While in jail, she met two young women who were active in the resistance. The food rations for everyone were extremely skimpy. Then the Nazis cut the food rations for Jewish inmates in half. Lerner said she was astonished when the two young women decided to share their food rations with Gerder and her mother. "I asked them why. They said, 'We're socialists.' It meant entire deprivation for them. I never forgot that."
Her life as an activist informed her life and focus as a historian.
"In Vienna, all the people I worked with were women: the people in the jail, the people in the underground ... I saw women being active in every level except the executive level. Then in America when I worked with black women I was overwhelmed by the talent and persistence of their effort -- and their total invisibility."

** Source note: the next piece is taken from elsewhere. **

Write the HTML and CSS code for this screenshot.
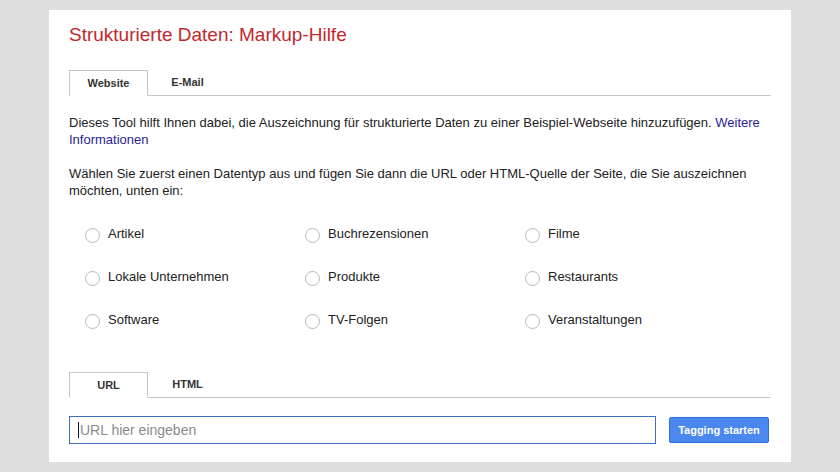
FILE: index.html
```html
<!DOCTYPE html>
<html lang="de">
<head>
  <meta charset="UTF-8" />
  <title>Strukturierte Daten: Markup-Hilfe</title>
  <link rel="stylesheet" href="styles.css">
</head>
<body>
  <div class="card">
    <h1>Strukturierte Daten: Markup-Hilfe</h1>

    <div class="tabs tabs-top">
      <span class="tab active">Website</span>
      <span class="tab">E-Mail</span>
    </div>

    <p class="intro">Dieses Tool hilft Ihnen dabei, die Auszeichnung für strukturierte Daten zu einer Beispiel-Webseite hinzuzufügen. <a href="#">Weitere Informationen</a></p>
    <p class="intro">Wählen Sie zuerst einen Datentyp aus und fügen Sie dann die URL oder HTML-Quelle der Seite, die Sie auszeichnen möchten, unten ein:</p>

    <div class="types">
      <label class="type"><input type="radio" name="type" /><span>Artikel</span></label>
      <label class="type"><input type="radio" name="type" /><span>Buchrezensionen</span></label>
      <label class="type"><input type="radio" name="type" /><span>Filme</span></label>
      <label class="type"><input type="radio" name="type" /><span>Lokale Unternehmen</span></label>
      <label class="type"><input type="radio" name="type" /><span>Produkte</span></label>
      <label class="type"><input type="radio" name="type" /><span>Restaurants</span></label>
      <label class="type"><input type="radio" name="type" /><span>Software</span></label>
      <label class="type"><input type="radio" name="type" /><span>TV-Folgen</span></label>
      <label class="type"><input type="radio" name="type" /><span>Veranstaltungen</span></label>
    </div>

    <div class="tabs tabs-source">
      <span class="tab active">URL</span>
      <span class="tab">HTML</span>
    </div>

    <div class="url-row">
      <div class="url-input"><span class="caret"></span>URL hier eingeben</div>
      <button class="btn-start">Tagging starten</button>
    </div>
  </div>
</body>
</html>
```

FILE: styles.css
```css
body {
  margin: 0;
  background-color: #dedede;
  font-family: "Liberation Sans", Arial, sans-serif;
  color: #222;
}

.card {
  width: 702px;
  height: 452px;
  margin: 10px 0 0 49px;
  padding: 0 20px;
  background: #fff;
  box-sizing: content-box;
  overflow: hidden;
}

h1 {
  margin: 0;
  padding-top: 12px;
  font-size: 19px;
  font-weight: normal;
  color: #c1282d;
  line-height: 26px;
}

.tabs {
  display: flex;
  border-bottom: 1px solid #c6c6c6;
  height: 25px;
}

.tabs-top {
  margin-top: 22px;
}

.tab {
  width: 79px;
  box-sizing: border-box;
  text-align: center;
  font-size: 11px;
  font-weight: bold;
  color: #333;
  line-height: 23px;
  padding-top: 1px;
}

.tab.active {
  border: 1px solid #c6c6c6;
  border-bottom: 1px solid #fff;
  height: 26px;
  background: #fff;
}

.intro {
  margin: 18px 0 0;
  font-size: 13px;
  line-height: 17px;
}

.intro + .intro {
  margin-top: 17px;
}

.intro a {
  color: #2a1d96;
  text-decoration: none;
}

.types {
  display: grid;
  grid-template-columns: 220px 220px 220px;
  grid-auto-rows: 43px;
  padding-left: 16px;
  margin-top: 26px;
}

.type {
  display: flex;
  align-items: flex-start;
  font-size: 13px;
  line-height: 17px;
}

.type input {
  appearance: none;
  width: 15px;
  height: 15px;
  margin: 3px 8px 0 0;
  border: 1px solid #b9b9b9;
  border-radius: 50%;
  background: #fff;
}

.tabs-source {
  margin-top: 18px;
}

.url-row {
  display: flex;
  gap: 13px;
  margin-top: 18px;
}

.url-input {
  width: 587px;
  height: 28px;
  box-sizing: border-box;
  border: 1px solid #3f6fb8;
  font-size: 14px;
  line-height: 26px;
  color: #8a8a8a;
  padding-left: 8px;
  display: flex;
  align-items: center;
}

.caret {
  width: 1px;
  height: 16px;
  background: #111;
  margin-right: 1px;
}

.btn-start {
  width: 100px;
  height: 26px;
  margin-top: 1px;
  border: 1px solid #2f6fd9;
  border-radius: 2px;
  background-color: #4a87ee;
  color: #fff;
  font-family: "Liberation Sans", Arial, sans-serif;
  font-size: 11px;
  font-weight: bold;
  padding: 0;
  cursor: pointer;
}
```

This led her, in 1972, to write "Black Women in America: A Documentary History."
Said Lerner: "I was told they left no record. I knew that to be a lie. My life experience told me that. This was the first collection of primary sources by black women at a time when everybody told me that it was impossible to do that."
Her whole life, in a way, was an effort to make visible the invisible -- and to honor it.
"I was part of the invisible, first in the underground as an anti-fascist, then as an immigrant, then as a leftwing radical," she says. "My life experience was counter to the mythology."
She told me that "the emancipation of women" is one of the central events of the last 100 years.
"It's irreversible," she said. "You can't wipe women out."
Gerda Lerner was an organizer to the end, even agitating at the Oakwood retirement center in Madison, Wisconsin, where she resided over the last few years.
She was a trailblazer for justice.
And we are fortunate now to be able to follow her trail.